FIG. 3 illustrates a write operation of a conventional phase change resistance cell.
Referring to FIG. 3, heat is generated if a current flows between the upper electrode 1 and the lower electrode 3 of the phase change resistance device 4 for a given time.
When a current below the critical value flows for a given time, the phase change material 2 changes into a crystalline phase formed by a low temperature heating status. As a result, the phase change resistance device 4 becomes a low resistance element with a set phase.
On the other hand, when a current over the critical value flows for a given time, the phase change material 2 changes into an amorphous phase formed by a high temperature heating status. As a result, the phase change resistance device 4 becomes a high resistance element having with a reset phase.
By using the properties described above, a low voltage may be applied to the phase change resistance device 4 for a long time in order to write the set phase in the write operation.
On the other hand, a high voltage may be applied to the phase change resistance device 4 for a short time in order to write the reset phase in the write operation.
In a sensing operation, a phase change resistance memory applies a sensing current to the phase change resistance device 4 to sense data written in the phase change resistance device 4.
Meanwhile, this nonvolatile memory device performs a verification read operation for judging whether a desired resistance is obtained so as to determine whether a program operation is continuously performed or not.
However, when the program operation and the verification read operation are accurately performed in an actual test operation, it is difficult to determine whether there is a problem in the verification read operation or the program operation. If it is possible to figure out a verification read value, it is easy to determine the cause of the problem.
FIG. 4 illustrates an operational timing diagram of a read operation in a conventional nonvolatile memory device.
Generally, a program and verify read (PNV) operation includes a verification read operation that is performed before performing a program operation so as to compare data written in a current cell with data to be written in the current cell.
If the data written in the current cell is identical to the data to be written, a program flag signal is disabled indicating to a program state machine (PSM) not perform the program operation.
On the other hand, if the data written in the current cell is different from the data to be written, the program flag signal is enabled.
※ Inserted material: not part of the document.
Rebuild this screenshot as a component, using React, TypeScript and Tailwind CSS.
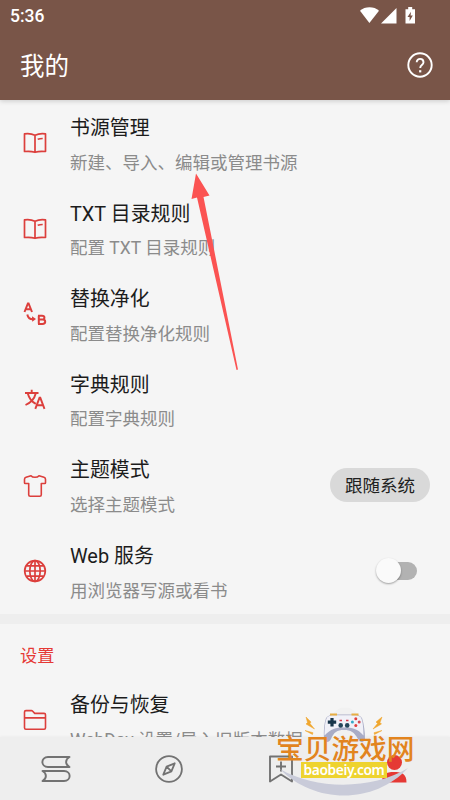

The enabled program flag signal is sent to the PSM to perform the program operation.
Each of output data S/A<0>˜S/A<X> sensed by a sense amplifier is outputted to a read global input/output line RGIO. In a normal read operation, when latch enable signals LEN<0>˜LEN<X> are sequentially enabled, read data is sequentially latched in data latches D_Lat<0>˜D_Lat<X>.
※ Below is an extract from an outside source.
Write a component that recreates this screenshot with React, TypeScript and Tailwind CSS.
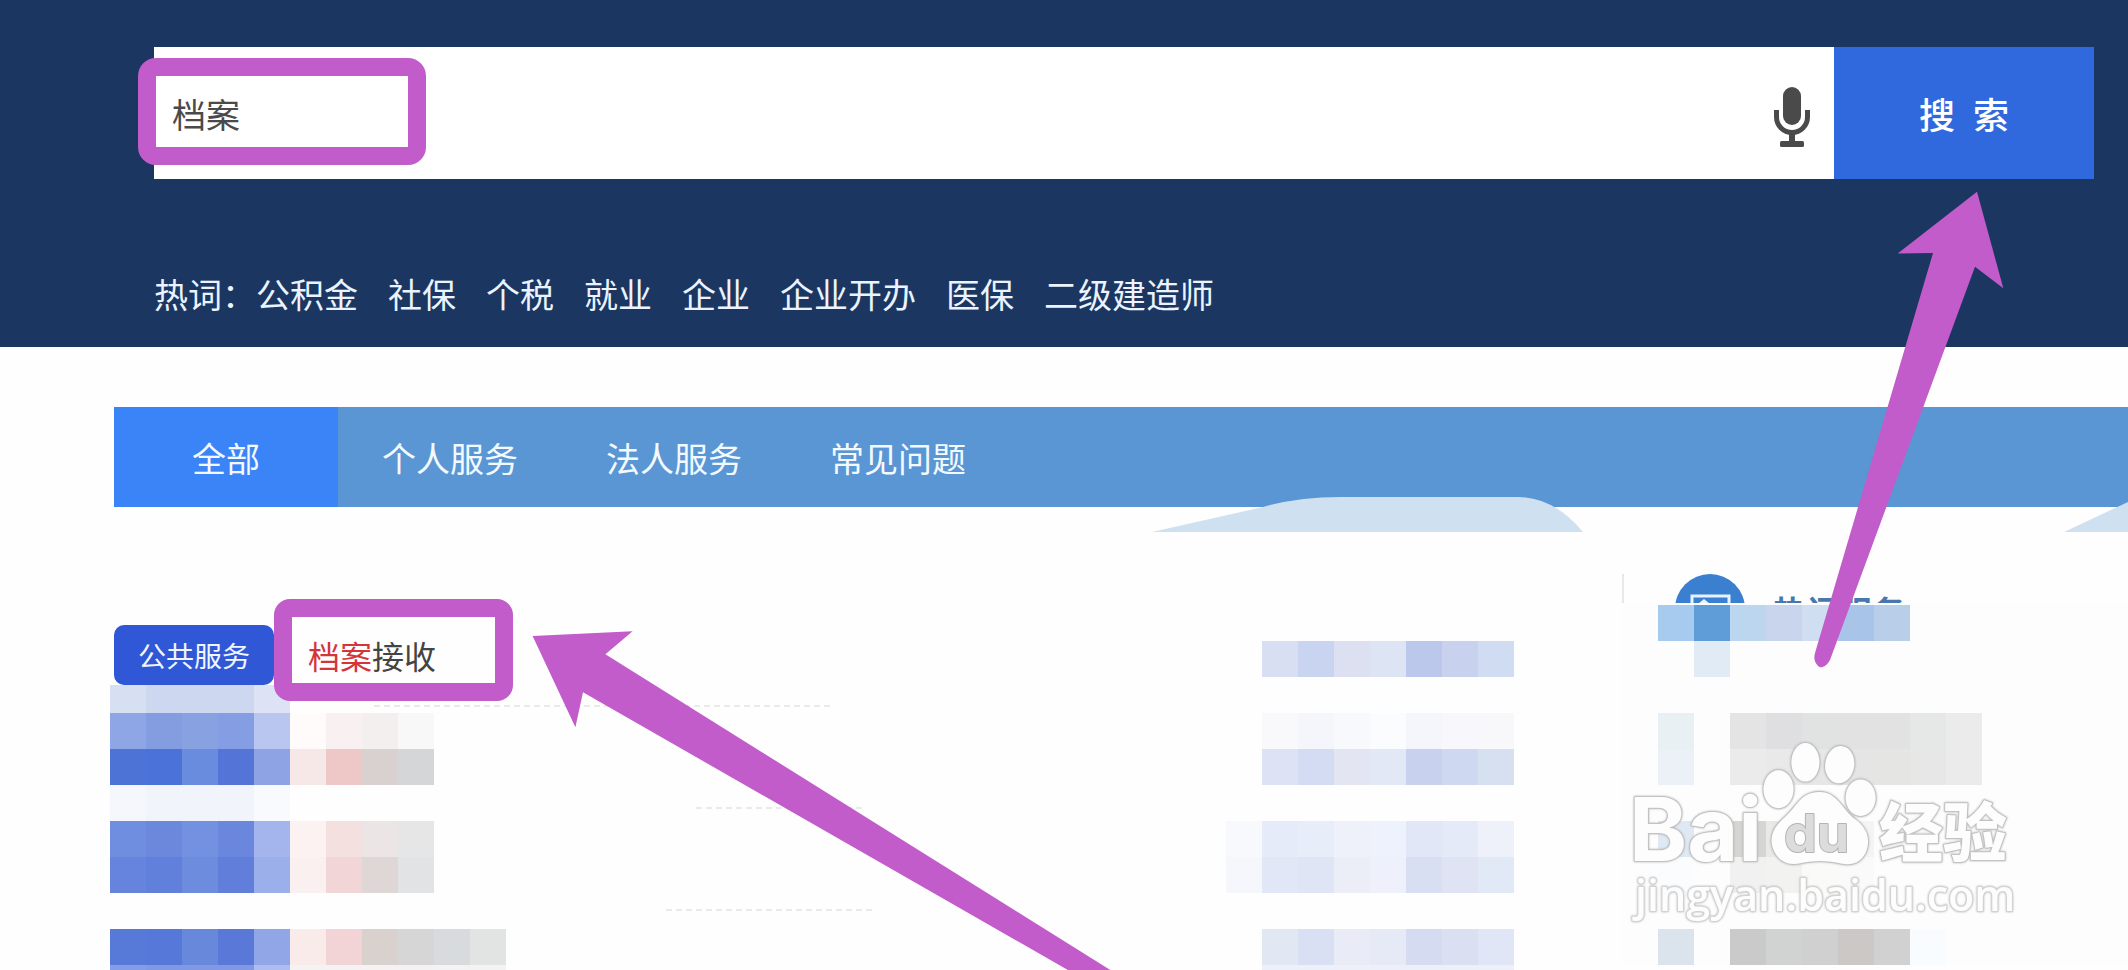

However, in this conventional nonvolatile memory device, the output data S/A<0>˜S/A<X> are sequentially stored in the data latches D_Lat<0>˜D_Lat<X> but it is difficult to find out a data value read in the verification read operation.
When defects are generated in actual program and verification read operations, it is impossible to determine whether a cause of the defects results from the program operation or the verification operation. Moreover, it is difficult to distinguish the normal read operation from the verification read operation.